Just another tech fail under Mayor Eric Adams.

Spin City

Even though an official New York City chatbot has been telling business owners and landlords to break the law, CTV News reports that Mayor Eric Adams rose to the chatbot's defense on Tuesday, saying officials are still hammering out bugs.

"It's wrong in some areas, and we've got to fix it," Adams said on Tuesday about the MyCity chatbot. "Any time you use technology, you need to put it into the real environment to iron out the kinks."

City officials announced the Microsoft-powered MyCity chatbot in October, touting the platform as a way for small businesses and landlords to ask "business-related questions." But explosively, reporters from The Markup found last week that the chatbot was giving answers that are against the law, such as telling business owners it's okay to take tips from workers and that landlords could discriminate against people who use rental assistance. Yikes!

The chatbot now has warnings on its website that "it's a beta product" and "its responses may sometimes be inaccurate or incomplete." And the website also tells people to double check the city's official business information portal — leading us to ponder what good the broken chatbot is doing at all.

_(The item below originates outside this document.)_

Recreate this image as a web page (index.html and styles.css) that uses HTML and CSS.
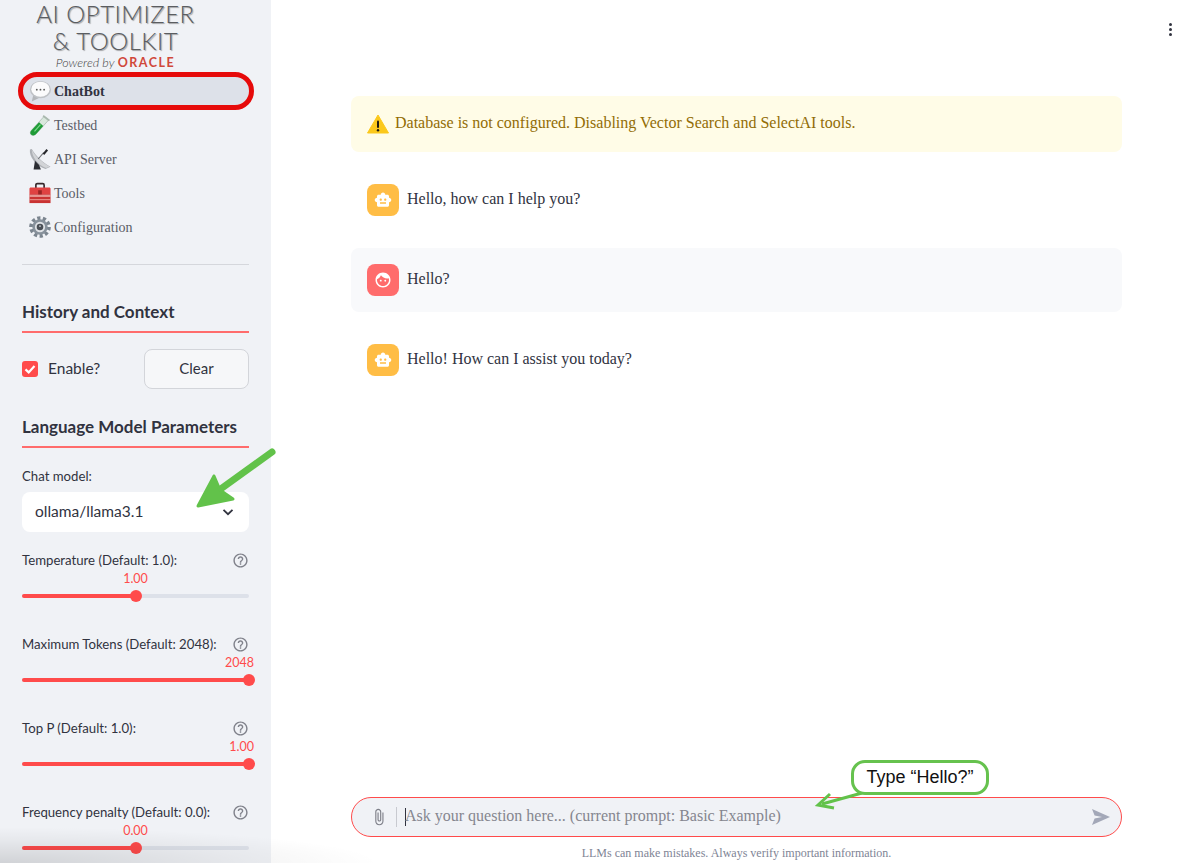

Microsoft told Reuters that the company was fixing the chatbot, while New York City's Office of Technology and Innovation released a statement saying that "as soon as next week, we expect to significantly mitigate inaccurate answers."

Setting Fail

Adams clearly longs to be a tech leader.

Another of his notable fails was the deployment and mothballing of a 400-pounds surveillance robot in city subways. Other high tech equipment that Adams has pushed for include drones to rescue drowning swimmers at city beaches, an NYPD robot dog that alarmed residents, and driverless cars — making New York City and its residents unwilling guinea pigs for often untested and unreliable technology.

The AI chatbot seems like an especially egregious waste of resources. AI chatbots built on large language models are notoriously prone to spitting out errors, a shortcoming that some experts think will never be fully fixed.

And what's the point of using a chatbot if it's going to give you incorrect information that may lead you to breaking the law? Couldn't the money for this tech go towards, say, something decidedly low tech and yet beloved by all New Yorkers, like shoring up the city library system?